Omnidirectional Human Motion Recognition With Monostatic Radar System Using Active Learning

Abstract

‘‘Angle sensitivity” aggravates the difficulty in radar-based omnidirectional human motion recognition. This issue is addressed in earlier work by using omnidirectional radar data for training. However, this practice requires labor-intensive radar measurements and a time-consuming annotation process. Tackling this issue, this article first introduces the active learning technique for the radar-based omnidirectional recognition problem, and we present a hybrid-uncertainty active learning method, which significantly reduces the annotation expenses required to train an omnidirectional motion classifier. In the context of the complex motions and varying angles, we propose a pixelwise similarity assessment methodology in addition to semantic-based sampling. This approach is proven to alleviate the issue of “imbalanced sampling” in active learning significantly by rebalancing the selected samples across categories.
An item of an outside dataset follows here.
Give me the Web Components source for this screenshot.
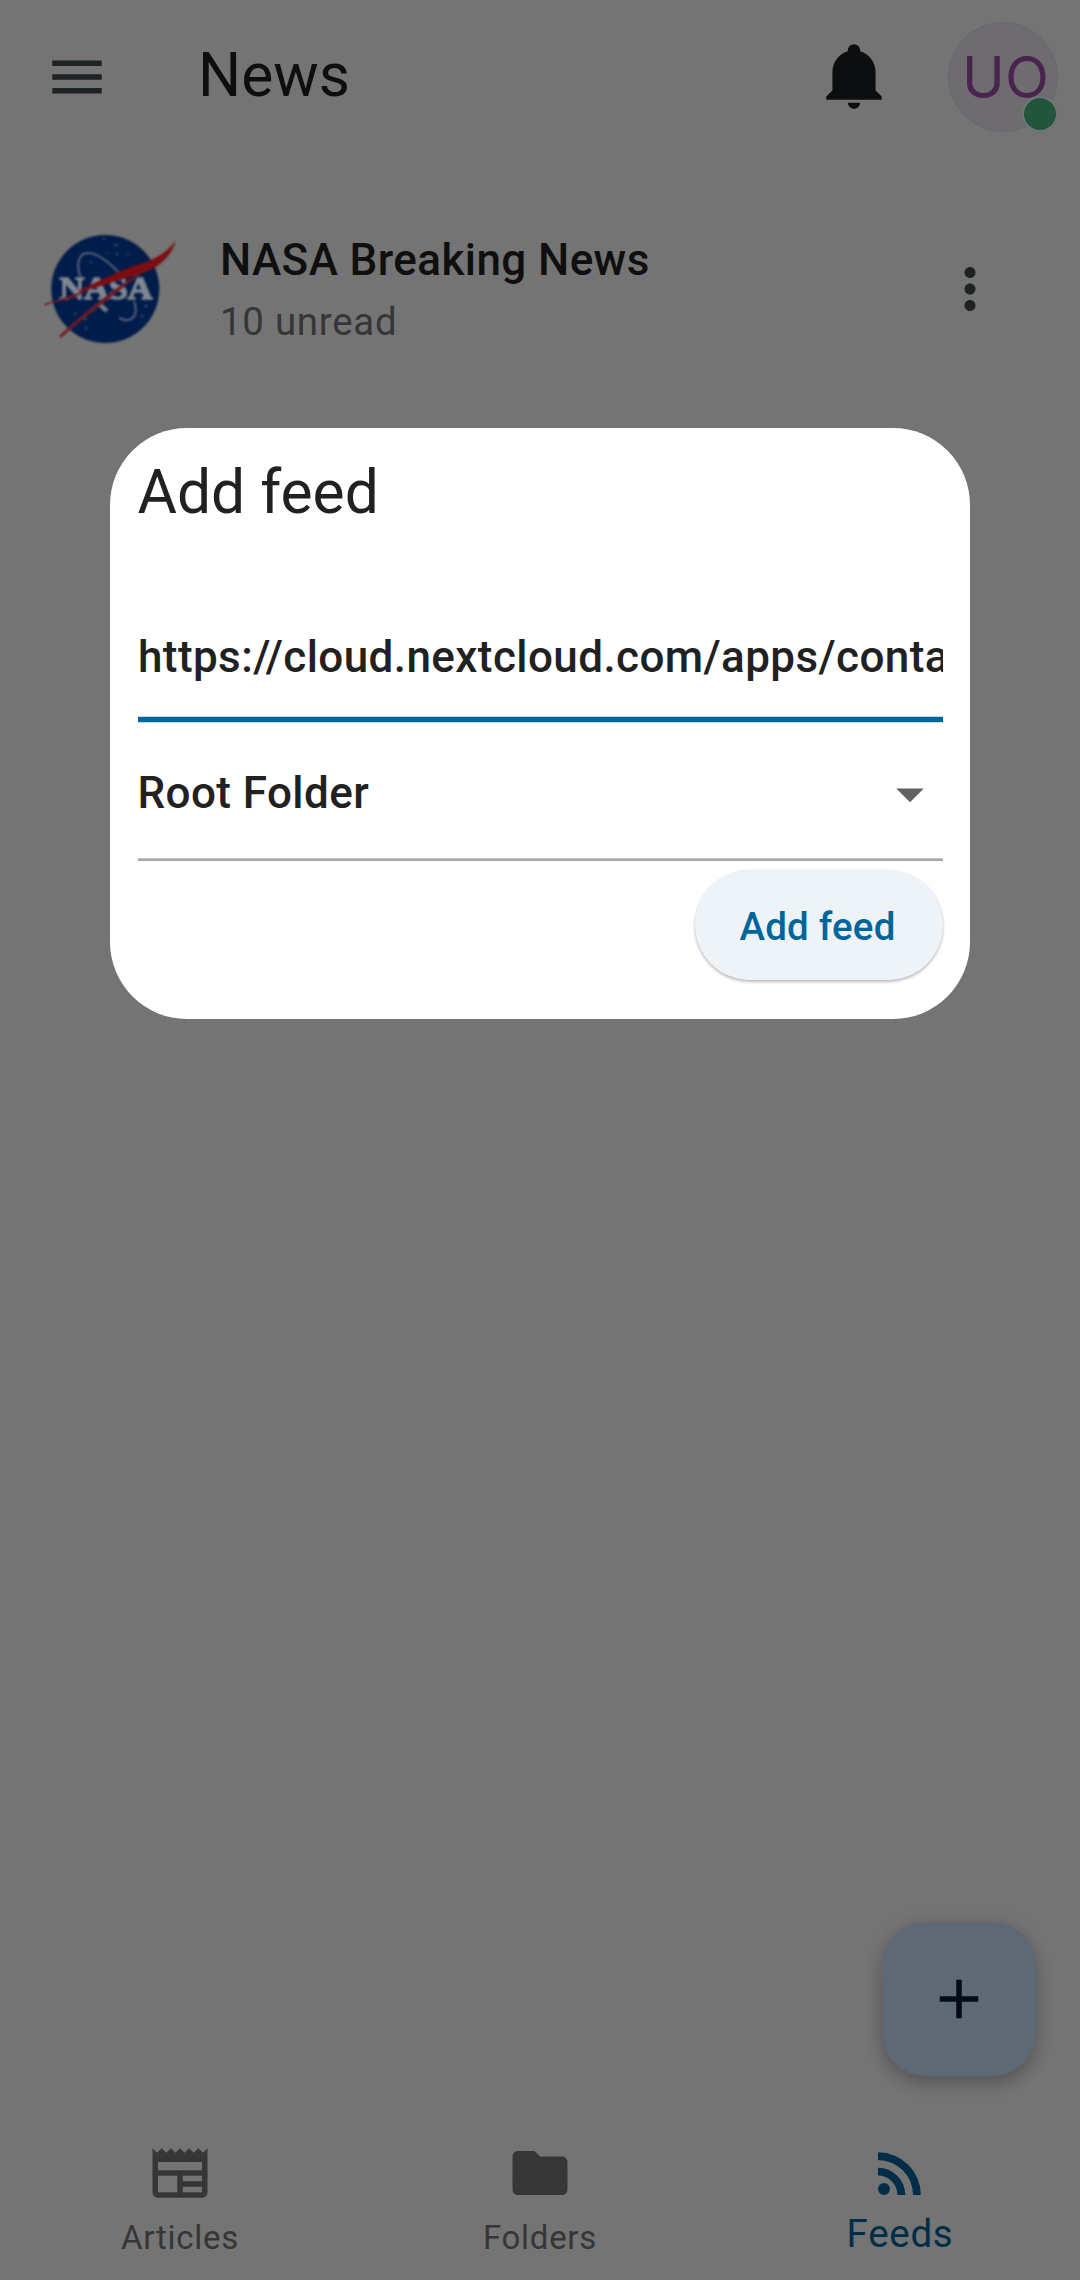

Furthermore, a hybrid-uncertainty dimension is introduced to quantify the uncertainty of the unlabeled samples from both pixel and semantic levels. The dimension is evaluated through three perspectives, including the consistency factor, difficulty factor, and pixelwise similarity. The experimental results exhibit that our algorithm achieves a recognition accuracy of 76.06% using only 40% of labeled data, which is a mere decrease of only 0.15% compared to the accuracy achieved with 100% labeled data. Our approach surpasses six state-of-the-art active learning methods in solving the omnidirectional problem, and ablation studies confirm the efficacy of each component presented in our model.